MS to Launch Paid Security Subscription Service
user24 writes "MSN reports that Microsoft 'is launching a subscription service aimed at providing better protection for the Windows operating system, which has been vulnerable to Internet attacks.
Windows Live OneCare will protect up to three computers for about 50 dollars a year.'
From the OneCare website: 'Windows Live OneCare works continuously, automatically, and quietly in the background on your PC, ever vigilant against threats but never in the way, allowing you to have fun and be more productive:'"
Try fixing your operating system first.
They've found the second step!
1. Build buggy OS full of security holes
2. Charge 50 dollars a year to fix said bugs
3. Profit!
I gotta commend Microsoft, planning to make money of things that should be integrated into the system so that the threats never happen in the first place.
Prevention is less profitable than response, thus, they'll never try making a secure system now.
You will be baked, and there will be cake.

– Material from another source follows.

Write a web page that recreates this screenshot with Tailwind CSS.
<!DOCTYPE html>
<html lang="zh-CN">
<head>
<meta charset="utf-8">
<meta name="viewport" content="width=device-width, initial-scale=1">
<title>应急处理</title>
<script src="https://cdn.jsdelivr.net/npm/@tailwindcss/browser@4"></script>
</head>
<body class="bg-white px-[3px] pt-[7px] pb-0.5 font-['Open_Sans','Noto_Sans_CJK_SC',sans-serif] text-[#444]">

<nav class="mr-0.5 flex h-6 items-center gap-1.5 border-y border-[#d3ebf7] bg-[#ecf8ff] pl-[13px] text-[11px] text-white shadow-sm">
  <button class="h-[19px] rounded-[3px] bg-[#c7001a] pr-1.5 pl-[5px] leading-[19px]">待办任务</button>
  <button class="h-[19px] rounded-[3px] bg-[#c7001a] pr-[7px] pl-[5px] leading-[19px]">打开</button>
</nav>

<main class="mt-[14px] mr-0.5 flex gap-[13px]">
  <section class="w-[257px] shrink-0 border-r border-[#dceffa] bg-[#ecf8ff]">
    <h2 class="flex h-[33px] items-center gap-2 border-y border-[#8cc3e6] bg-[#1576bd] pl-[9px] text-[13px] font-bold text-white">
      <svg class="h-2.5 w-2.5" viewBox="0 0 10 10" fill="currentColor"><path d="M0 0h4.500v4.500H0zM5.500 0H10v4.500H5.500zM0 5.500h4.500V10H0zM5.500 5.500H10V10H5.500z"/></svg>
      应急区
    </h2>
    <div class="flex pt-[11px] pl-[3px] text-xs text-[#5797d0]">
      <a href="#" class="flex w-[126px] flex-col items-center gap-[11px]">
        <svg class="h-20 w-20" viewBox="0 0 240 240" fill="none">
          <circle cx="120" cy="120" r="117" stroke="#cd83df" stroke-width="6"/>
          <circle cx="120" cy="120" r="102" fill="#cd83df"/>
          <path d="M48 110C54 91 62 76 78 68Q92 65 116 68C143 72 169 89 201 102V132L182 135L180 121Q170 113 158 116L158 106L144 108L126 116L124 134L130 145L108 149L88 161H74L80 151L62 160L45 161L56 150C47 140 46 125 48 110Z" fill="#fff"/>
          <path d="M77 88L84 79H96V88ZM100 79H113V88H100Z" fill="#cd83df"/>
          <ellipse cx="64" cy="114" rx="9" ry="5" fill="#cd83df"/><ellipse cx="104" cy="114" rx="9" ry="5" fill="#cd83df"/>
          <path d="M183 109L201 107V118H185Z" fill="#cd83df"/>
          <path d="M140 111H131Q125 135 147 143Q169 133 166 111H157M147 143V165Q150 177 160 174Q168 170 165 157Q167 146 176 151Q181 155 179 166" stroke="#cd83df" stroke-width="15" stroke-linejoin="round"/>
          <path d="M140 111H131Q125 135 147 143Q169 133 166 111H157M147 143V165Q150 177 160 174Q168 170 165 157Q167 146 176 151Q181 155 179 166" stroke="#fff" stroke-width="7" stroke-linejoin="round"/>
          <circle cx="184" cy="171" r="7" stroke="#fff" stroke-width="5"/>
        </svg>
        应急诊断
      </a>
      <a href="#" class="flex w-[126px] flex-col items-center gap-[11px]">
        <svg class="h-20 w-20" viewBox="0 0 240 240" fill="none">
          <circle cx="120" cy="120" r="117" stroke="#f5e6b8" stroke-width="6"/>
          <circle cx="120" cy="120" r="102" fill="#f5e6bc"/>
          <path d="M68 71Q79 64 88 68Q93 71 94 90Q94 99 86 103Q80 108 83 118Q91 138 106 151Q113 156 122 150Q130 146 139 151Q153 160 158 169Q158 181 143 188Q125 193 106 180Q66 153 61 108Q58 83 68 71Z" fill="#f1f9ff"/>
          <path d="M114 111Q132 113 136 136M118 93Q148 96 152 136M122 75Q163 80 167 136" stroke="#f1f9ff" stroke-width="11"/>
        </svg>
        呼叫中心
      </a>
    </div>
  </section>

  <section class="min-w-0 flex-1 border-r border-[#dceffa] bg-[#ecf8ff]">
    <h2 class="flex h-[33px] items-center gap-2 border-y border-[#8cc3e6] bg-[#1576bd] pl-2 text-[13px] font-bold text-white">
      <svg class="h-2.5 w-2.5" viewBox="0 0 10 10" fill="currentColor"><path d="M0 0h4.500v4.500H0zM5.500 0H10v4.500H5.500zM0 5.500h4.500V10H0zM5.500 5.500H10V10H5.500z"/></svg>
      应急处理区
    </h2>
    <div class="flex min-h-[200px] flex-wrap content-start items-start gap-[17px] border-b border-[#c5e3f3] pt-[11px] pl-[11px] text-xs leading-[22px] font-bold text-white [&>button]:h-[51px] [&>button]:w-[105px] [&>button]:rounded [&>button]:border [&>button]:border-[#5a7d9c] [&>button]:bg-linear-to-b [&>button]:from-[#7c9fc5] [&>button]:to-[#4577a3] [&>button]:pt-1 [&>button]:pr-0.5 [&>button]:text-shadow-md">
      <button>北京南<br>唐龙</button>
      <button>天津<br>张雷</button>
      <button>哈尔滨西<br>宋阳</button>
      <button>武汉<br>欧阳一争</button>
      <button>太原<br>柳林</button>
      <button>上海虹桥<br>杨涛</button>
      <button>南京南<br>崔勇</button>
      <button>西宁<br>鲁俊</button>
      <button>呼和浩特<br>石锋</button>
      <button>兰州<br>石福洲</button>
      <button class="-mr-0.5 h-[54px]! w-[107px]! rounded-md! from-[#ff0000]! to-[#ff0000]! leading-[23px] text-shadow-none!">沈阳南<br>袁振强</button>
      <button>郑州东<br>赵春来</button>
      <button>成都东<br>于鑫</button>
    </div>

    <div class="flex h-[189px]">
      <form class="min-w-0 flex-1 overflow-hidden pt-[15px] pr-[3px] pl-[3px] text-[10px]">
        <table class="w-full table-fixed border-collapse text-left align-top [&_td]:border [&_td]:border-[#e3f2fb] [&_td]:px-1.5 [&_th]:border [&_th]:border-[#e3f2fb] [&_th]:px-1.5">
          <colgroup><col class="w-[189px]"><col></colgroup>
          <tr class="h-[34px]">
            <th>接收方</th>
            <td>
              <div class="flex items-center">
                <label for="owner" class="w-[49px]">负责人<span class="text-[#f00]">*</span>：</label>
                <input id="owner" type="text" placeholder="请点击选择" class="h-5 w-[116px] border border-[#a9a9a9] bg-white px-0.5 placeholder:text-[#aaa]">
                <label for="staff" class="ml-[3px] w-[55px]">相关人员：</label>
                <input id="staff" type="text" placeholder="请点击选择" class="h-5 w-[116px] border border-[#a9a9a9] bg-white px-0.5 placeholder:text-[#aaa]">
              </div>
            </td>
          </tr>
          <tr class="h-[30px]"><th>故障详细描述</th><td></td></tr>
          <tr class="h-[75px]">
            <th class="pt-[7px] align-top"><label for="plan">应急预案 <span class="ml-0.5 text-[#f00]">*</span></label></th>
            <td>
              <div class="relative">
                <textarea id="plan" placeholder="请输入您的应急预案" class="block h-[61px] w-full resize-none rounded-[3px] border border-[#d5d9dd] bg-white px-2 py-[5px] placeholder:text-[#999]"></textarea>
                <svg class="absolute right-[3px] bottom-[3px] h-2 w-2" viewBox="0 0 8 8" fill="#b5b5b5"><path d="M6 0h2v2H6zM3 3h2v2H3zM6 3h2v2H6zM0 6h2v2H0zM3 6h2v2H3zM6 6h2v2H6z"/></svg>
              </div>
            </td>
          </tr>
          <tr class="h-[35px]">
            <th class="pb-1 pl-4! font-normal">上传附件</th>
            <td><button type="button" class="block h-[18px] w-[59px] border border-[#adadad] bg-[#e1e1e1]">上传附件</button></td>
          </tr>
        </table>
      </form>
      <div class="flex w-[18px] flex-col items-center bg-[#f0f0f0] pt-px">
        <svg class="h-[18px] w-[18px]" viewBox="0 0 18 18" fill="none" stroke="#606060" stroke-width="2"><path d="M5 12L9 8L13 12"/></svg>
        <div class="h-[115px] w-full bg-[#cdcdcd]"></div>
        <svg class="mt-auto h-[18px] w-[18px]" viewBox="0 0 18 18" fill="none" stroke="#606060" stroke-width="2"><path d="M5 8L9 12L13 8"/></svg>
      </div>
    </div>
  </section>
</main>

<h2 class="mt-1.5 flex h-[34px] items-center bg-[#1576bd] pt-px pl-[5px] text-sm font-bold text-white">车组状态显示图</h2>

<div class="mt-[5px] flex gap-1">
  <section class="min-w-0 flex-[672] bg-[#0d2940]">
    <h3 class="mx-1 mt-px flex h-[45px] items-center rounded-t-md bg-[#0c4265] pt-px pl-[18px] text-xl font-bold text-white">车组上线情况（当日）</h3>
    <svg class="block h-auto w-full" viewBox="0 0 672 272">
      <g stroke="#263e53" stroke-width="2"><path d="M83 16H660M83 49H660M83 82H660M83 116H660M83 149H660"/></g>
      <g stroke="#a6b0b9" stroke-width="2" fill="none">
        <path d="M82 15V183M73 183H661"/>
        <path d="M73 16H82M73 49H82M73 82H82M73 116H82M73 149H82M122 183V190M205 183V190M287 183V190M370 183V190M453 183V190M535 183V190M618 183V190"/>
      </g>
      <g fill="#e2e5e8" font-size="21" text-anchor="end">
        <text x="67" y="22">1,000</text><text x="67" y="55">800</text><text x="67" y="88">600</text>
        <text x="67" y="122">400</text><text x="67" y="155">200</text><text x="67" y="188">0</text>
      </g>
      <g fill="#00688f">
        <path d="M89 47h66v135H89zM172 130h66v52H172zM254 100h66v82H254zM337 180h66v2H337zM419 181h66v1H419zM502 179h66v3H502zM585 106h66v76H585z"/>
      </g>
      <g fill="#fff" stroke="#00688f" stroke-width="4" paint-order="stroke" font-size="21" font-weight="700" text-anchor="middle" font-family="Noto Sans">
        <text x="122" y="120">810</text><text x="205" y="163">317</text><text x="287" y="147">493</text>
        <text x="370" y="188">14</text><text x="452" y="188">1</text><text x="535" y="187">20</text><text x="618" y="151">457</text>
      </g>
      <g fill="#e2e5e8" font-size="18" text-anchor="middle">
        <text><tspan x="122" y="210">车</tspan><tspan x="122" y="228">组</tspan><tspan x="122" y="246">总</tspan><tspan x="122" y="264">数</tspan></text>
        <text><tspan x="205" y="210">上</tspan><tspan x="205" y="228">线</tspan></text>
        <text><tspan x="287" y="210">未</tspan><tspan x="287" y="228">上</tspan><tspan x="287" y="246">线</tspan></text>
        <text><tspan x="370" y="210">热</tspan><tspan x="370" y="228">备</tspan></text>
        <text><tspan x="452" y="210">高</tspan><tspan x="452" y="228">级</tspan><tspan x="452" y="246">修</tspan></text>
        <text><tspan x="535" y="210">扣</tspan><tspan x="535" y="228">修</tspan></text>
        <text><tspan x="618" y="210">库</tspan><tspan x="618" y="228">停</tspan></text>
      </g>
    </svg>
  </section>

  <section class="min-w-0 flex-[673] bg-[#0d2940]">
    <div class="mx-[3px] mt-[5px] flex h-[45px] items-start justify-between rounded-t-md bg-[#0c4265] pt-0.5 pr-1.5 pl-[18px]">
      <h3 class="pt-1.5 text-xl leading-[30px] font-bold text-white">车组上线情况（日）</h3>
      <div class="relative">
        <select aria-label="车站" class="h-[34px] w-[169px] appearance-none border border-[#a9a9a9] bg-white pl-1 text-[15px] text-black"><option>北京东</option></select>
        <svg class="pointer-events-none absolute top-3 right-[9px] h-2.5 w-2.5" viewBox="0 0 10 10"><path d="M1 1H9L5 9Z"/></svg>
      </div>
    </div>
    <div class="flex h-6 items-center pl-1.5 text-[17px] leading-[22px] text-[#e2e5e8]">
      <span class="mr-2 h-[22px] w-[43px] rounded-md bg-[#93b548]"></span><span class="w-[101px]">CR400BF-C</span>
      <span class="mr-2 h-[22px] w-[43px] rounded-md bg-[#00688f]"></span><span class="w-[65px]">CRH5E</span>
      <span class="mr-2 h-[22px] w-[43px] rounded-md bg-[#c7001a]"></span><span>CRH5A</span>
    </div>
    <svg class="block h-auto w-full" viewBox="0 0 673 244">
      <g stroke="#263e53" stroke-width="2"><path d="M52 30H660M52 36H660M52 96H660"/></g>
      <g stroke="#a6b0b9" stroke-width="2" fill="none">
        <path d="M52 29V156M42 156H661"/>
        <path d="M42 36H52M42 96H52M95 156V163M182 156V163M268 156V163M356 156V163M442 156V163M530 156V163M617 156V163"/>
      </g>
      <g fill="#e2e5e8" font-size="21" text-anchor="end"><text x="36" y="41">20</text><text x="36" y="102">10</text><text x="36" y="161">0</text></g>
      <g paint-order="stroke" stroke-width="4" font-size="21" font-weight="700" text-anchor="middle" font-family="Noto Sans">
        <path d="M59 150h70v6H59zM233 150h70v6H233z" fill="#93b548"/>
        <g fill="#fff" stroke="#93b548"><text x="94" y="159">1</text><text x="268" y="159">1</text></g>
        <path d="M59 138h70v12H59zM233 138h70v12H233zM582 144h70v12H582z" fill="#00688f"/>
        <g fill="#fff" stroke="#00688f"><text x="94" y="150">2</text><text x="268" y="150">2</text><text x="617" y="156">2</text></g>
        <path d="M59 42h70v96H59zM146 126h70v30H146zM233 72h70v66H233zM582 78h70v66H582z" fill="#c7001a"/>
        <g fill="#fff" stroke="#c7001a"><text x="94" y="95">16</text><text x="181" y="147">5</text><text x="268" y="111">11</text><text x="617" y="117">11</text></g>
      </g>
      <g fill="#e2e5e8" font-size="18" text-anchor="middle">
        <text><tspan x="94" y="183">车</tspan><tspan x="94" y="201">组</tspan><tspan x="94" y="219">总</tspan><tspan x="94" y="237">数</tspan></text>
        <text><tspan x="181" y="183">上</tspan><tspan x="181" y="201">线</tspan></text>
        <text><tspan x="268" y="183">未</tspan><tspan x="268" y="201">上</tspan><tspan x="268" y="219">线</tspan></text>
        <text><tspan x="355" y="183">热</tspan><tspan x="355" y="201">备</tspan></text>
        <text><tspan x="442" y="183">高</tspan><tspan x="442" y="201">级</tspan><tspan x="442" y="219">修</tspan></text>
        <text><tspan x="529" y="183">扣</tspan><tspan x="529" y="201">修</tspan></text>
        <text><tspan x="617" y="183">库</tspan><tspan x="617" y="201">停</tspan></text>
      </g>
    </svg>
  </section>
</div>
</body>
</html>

Only in the software industry, folks, can you buy a product and then buy another product to make the first product work. I suppose if you are making a bomb that could apply too.
My original point was that most of what is being offered are dependent on OS deficiencies (i.e. of no value to linux/os x users even if written for those platforms) and the features not dependent on those deficiencies (e.g. automated backup) certainly aren't worth $50 a year.
Ludwig Wittgenstein
No, it doesn't.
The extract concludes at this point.